Chris Abrahams initiates the first of two sets, summoning a delicate melody from his piano. Lloyd Swanton falls in suit, gently fiddling his double bass. Tony Buck follows with some faint, sliding movements, circling the top of a cymbal. They linger in a liminal space, which feels like it's balancing between the thresholds of presence and absence, for some time. Buck progresses to sliding a hand cymbal back-and-forth across his floor tom, creating a deeply ominous undertone, and in these moments it sounds as if they are breaching into another space, inviting visions of an abstracted kind of black lodge, where form is more spectral. They make a subtle transition out of this zone, gaining rhythmic momentum as they chart a course forward through cyclic motions. They sound as if they are multiplying in number as their oscillating patterns become increasingly more frenzied, and by the time they well and truly reach flight they are like the musical equivalent to a murmuration of starlings; truly majestic!
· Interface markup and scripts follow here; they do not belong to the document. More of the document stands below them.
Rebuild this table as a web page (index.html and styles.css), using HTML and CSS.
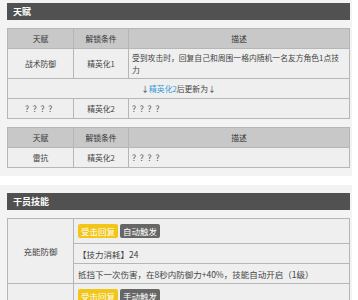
FILE: index.html
```html
<!DOCTYPE html>
<html lang="zh-CN">
<head>
    <meta charset="UTF-8">
    <meta name="viewport" content="width=device-width, initial-scale=1.0">
    <title>干员资料</title>
    <link rel="stylesheet" href="styles.css">
</head>
<body>
    <div class="panel panel-first">
        <div class="bar">天赋</div>
        <table class="info talents">
            <colgroup><col class="c1"><col class="c2"><col></colgroup>
            <tr class="head"><th>天赋</th><th>解锁条件</th><th>描述</th></tr>
            <tr class="tall"><td>战术防御</td><td>精英化1</td><td class="desc">受到攻击时，回复自己和周围一格内随机一名友方角色1点技力</td></tr>
            <tr><td colspan="3">↓<a href="#">精英化2</a>后更新为↓</td></tr>
            <tr><td>？？？？</td><td>精英化2</td><td class="desc">？？？？</td></tr>
        </table>
        <table class="info talents">
            <colgroup><col class="c1"><col class="c2"><col></colgroup>
            <tr class="head"><th>天赋</th><th>解锁条件</th><th>描述</th></tr>
            <tr><td>雷抗</td><td>精英化2</td><td class="desc">？？？？</td></tr>
        </table>
    </div>

    <div class="panel">
        <div class="bar">干员技能</div>
        <table class="info skills">
            <colgroup><col class="c1"><col></colgroup>
            <tr class="tags-row">
                <td rowspan="3">充能防御</td>
                <td class="desc"><span class="tag tag-sp">受击回复</span><span class="tag tag-type">自动触发</span></td>
            </tr>
            <tr><td class="desc">【技力消耗】24</td></tr>
            <tr><td class="desc">抵挡下一次伤害，在8秒内防御力+40%，技能自动开启（1级）</td></tr>
            <tr class="tags-row">
                <td rowspan="3"></td>
                <td class="desc"><span class="tag tag-sp">受击回复</span><span class="tag tag-type">手动触发</span></td>
            </tr>
        </table>
    </div>
</body>
</html>
```

FILE: styles.css
```css
body {
    margin: 0;
    background: #fff;
    font-family: "Noto Sans CJK SC", "Noto Sans", sans-serif;
    font-size: 8.5px;
    color: #444;
}
.panel {
    width: 343px;
    background: #f3f3f3;
    padding: 8px 2px 8px 7px;
    margin-bottom: 9px;
}
.panel-first {
    padding-top: 3px;
}
.bar {
    height: 17px;
    line-height: 17px;
    background: #515151;
    color: #fff;
    font-weight: bold;
    font-size: 9px;
    padding-left: 6px;
    margin-bottom: 8px;
}
.info {
    width: 100%;
    table-layout: fixed;
    border-collapse: collapse;
    background: #efefef;
    margin-bottom: 8px;
}
.info:last-child {
    margin-bottom: 0;
}
.info .c1 {
    width: 66px;
}
.info .c2 {
    width: 55px;
}
.info th,
.info td {
    border: 1px solid #b6b6b6;
    height: 19px;
    padding: 0 3px;
    text-align: center;
    font-weight: normal;
    line-height: 12px;
}
.info th {
    background: #c8c8c8;
    color: #333;
}
.talents {
    font-size: 7.8px;
}
.info .tall td {
    height: 28px;
    padding-top: 1px;
}
.info td.desc {
    text-align: left;
}
.info a {
    color: #3a9ad9;
    text-decoration: none;
}
.skills td.desc {
    padding-left: 4px;
}
.skills .tags-row td {
    height: 24px;
}
.tag {
    display: inline-block;
    padding: 1px 3px;
    border-radius: 2px;
    color: #fff;
    line-height: 12px;
    margin-right: 2px;
}
.tag-sp {
    background: #f2c618;
}
.tag-type {
    background: #666;
}
```
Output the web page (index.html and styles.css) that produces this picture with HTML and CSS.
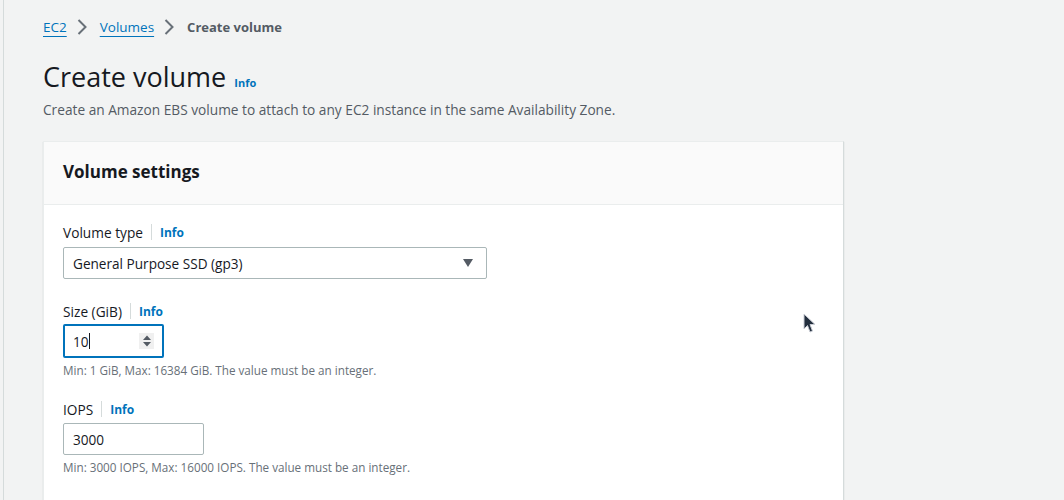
FILE: index.html
```html
<!DOCTYPE html>
<html>
<head>
<meta charset="utf-8">
<link rel="stylesheet" href="styles.css">
</head>
<body>
<div class="page">
  <main class="main">
    <nav class="crumbs">
      <a class="crumb-link">EC2</a>
      <svg class="chev" width="16" height="16" viewBox="0 0 16 16"><path d="M4.5 1 L11.5 8 L4.5 15" fill="none" stroke="#687078" stroke-width="2"/></svg>
      <a class="crumb-link">Volumes</a>
      <svg class="chev" width="16" height="16" viewBox="0 0 16 16"><path d="M4.5 1 L11.5 8 L4.5 15" fill="none" stroke="#687078" stroke-width="2"/></svg>
      <span class="crumb-current">Create volume</span>
    </nav>
    <div class="title-row">
      <h1 class="title">Create volume</h1>
      <a class="info">Info</a>
    </div>
    <p class="desc">Create an Amazon EBS volume to attach to any EC2 instance in the same Availability Zone.</p>

    <section class="card">
      <header class="card-head">
        <h2 class="card-title">Volume settings</h2>
      </header>
      <div class="card-body">
        <div class="field">
          <div class="label-row"><span class="label">Volume type</span><span class="sep"></span><a class="info small">Info</a></div>
          <div class="select">
            <span>General Purpose SSD (gp3)</span>
            <svg width="12" height="10" viewBox="0 0 12 10"><path d="M1 1 H11 L6 9 Z" fill="#545b64"/></svg>
          </div>
        </div>
        <div class="field">
          <div class="label-row"><span class="label">Size (GiB)</span><span class="sep"></span><a class="info small">Info</a></div>
          <div class="input focused">
            <span class="val">10<span class="caret"></span></span>
            <span class="spin"><svg width="10" height="14" viewBox="0 0 10 14"><path d="M1 6 L5 1.5 L9 6 Z M1 8 L5 12.5 L9 8 Z" fill="#545b64"/></svg></span>
          </div>
          <div class="hint">Min: 1 GiB, Max: 16384 GiB. The value must be an integer.</div>
        </div>
        <div class="field">
          <div class="label-row"><span class="label">IOPS</span><span class="sep"></span><a class="info small">Info</a></div>
          <div class="input iops"><span class="val">3000</span></div>
          <div class="hint">Min: 3000 IOPS, Max: 16000 IOPS. The value must be an integer.</div>
        </div>
      </div>
    </section>
  </main>
  <svg class="cursor" width="14" height="22" viewBox="0 0 14 22"><path d="M1 1 L1 16 L4.5 12.5 L7 19 L9.5 18 L7 11.5 L12 11.5 Z" fill="#232f3e" stroke="#c9ccd4" stroke-width="1"/></svg>
</div>
</body>
</html>
```
FILE: styles.css
```css
* { box-sizing: border-box; }
html, body { margin: 0; padding: 0; }
body {
  background: #f2f3f3;
  font-family: "Open Sans", "Noto Sans", sans-serif;
  color: #16191f;
  width: 1064px;
  height: 500px;
  overflow: hidden;
}
.page {
  position: relative;
  height: 500px;
  overflow: hidden;
  border-left: 1px solid #d5dbdb;
  margin-left: 3px;
}
.main {
  padding: 16px 0 0 39px;
}
.crumbs {
  display: flex;
  align-items: center;
  height: 22px;
  font-size: 13.5px;
}
.chev { display: block; margin: 0 10px 0 7px; }
.crumb-link {
  color: #0073bb;
  text-decoration: underline;
  text-underline-offset: 4px;
}
.crumb-current {
  color: #545b64;
  font-weight: 700;
  font-size: 13px;
}
.title-row {
  display: flex;
  align-items: baseline;
  gap: 8px;
  margin-top: 21px;
}
.title {
  margin: 0;
  font-size: 27px;
  font-weight: 400;
  line-height: 36px;
  color: #16191f;
}
.info {
  color: #0073bb;
  font-weight: 700;
  font-size: 11px;
}
.desc {
  margin: 5px 0 0;
  font-size: 13.7px;
  line-height: 20px;
  color: #545b64;
}
.card {
  margin-top: 21px;
  width: 801px;
  height: 359px;
  background: #fff;
  border-left: 1px solid #eaeded;
  border-right: 1px solid #d5dbdb;
  border-top: 1px solid #eaeded;
  box-shadow: 0 1px 1px rgba(0,28,36,0.2);
}
.card-head {
  background: #fafafa;
  height: 63px;
  border-bottom: 1px solid #eaeded;
  padding: 18px 19px 0;
}
.card-title {
  margin: 0;
  font-size: 17px;
  font-weight: 700;
  line-height: 24px;
  color: #16191f;
}
.card-body {
  padding: 17px 19px 20px;
  display: flex;
  flex-direction: column;
  gap: 22px;
}
.field { display: flex; flex-direction: column; }
.field + .field + .field { margin-top: -1px; }
.label-row {
  display: flex;
  align-items: center;
  height: 20px;
  font-size: 13.7px;
  color: #16191f;
  margin-bottom: 4px;
}
.sep {
  width: 1px;
  height: 16px;
  background: #d5dbdb;
  margin: 0 8px;
}
.info.small { font-size: 12px; }
.select {
  width: 424px;
  height: 32px;
  margin-top: 1px;
  border: 1px solid #aab7b8;
  border-radius: 2px;
  display: flex;
  align-items: center;
  justify-content: space-between;
  padding: 0 12px 0 9px;
  font-size: 13.6px;
  color: #16191f;
}
.select svg { display: block; }
.input {
  height: 32px;
  border: 1px solid #aab7b8;
  border-radius: 2px;
  display: flex;
  align-items: center;
  justify-content: space-between;
  padding: 0 8px 0 9px;
  font-size: 13.6px;
  color: #16191f;
}
.input.focused {
  width: 101px;
  height: 34px;
  margin-top: -1px;
  border: 2px solid #0073bb;
  padding: 0 8px 0 8px;
}
.input.iops { width: 141px; }
.val { display: flex; align-items: center; }
.caret {
  display: inline-block;
  width: 1px;
  height: 16px;
  background: #16191f;
}
.spin {
  width: 15px;
  height: 16px;
  background: #f0f0f0;
  display: flex;
  align-items: center;
  justify-content: center;
}
.spin svg { display: block; }
.hint {
  margin-top: 4px;
  font-size: 11.7px;
  line-height: 16px;
  color: #687078;
}
.cursor {
  position: absolute;
  left: 799px;
  top: 313px;
}
```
Swanton initiates the second set, with the others hot on his trail — it's quite bewildering just how different it is from the get-go. Rarely do they take off with the kind of rolling-start momentum such as this. It's The Necks at their funkiest and most upbeat; something you can really groove to, if only for a brief moment before they transmute into something else entirely with utmost grace. The live experience this three-piece offers is something far beyond that of typical improvisational sets. It's as if their method of repetition-through-minimal-movements challenges the very foundations of music. Linear time becomes somewhat displaced as their compositions seemingly move through a perpetually repeating, amorphic present. It is as if the moment is always happening again, both different and the same, and the dichotomy of dualities such as past and future feel as though they collapse under the weight of this ever repeating, shifting present. Illusive and resistant toward any attempts to fully grasp at them, each moment of these compositions are an exercise in letting go. Like any band, they no doubt have their on and off nights, but they can only ever be completely on when the listener has surrendered themselves to both the music's curious, child-like playfulness and its deep, meditative reflection. And if the looks on audience faces at the conclusion of the second set are anything to go by, tonight they were on for many.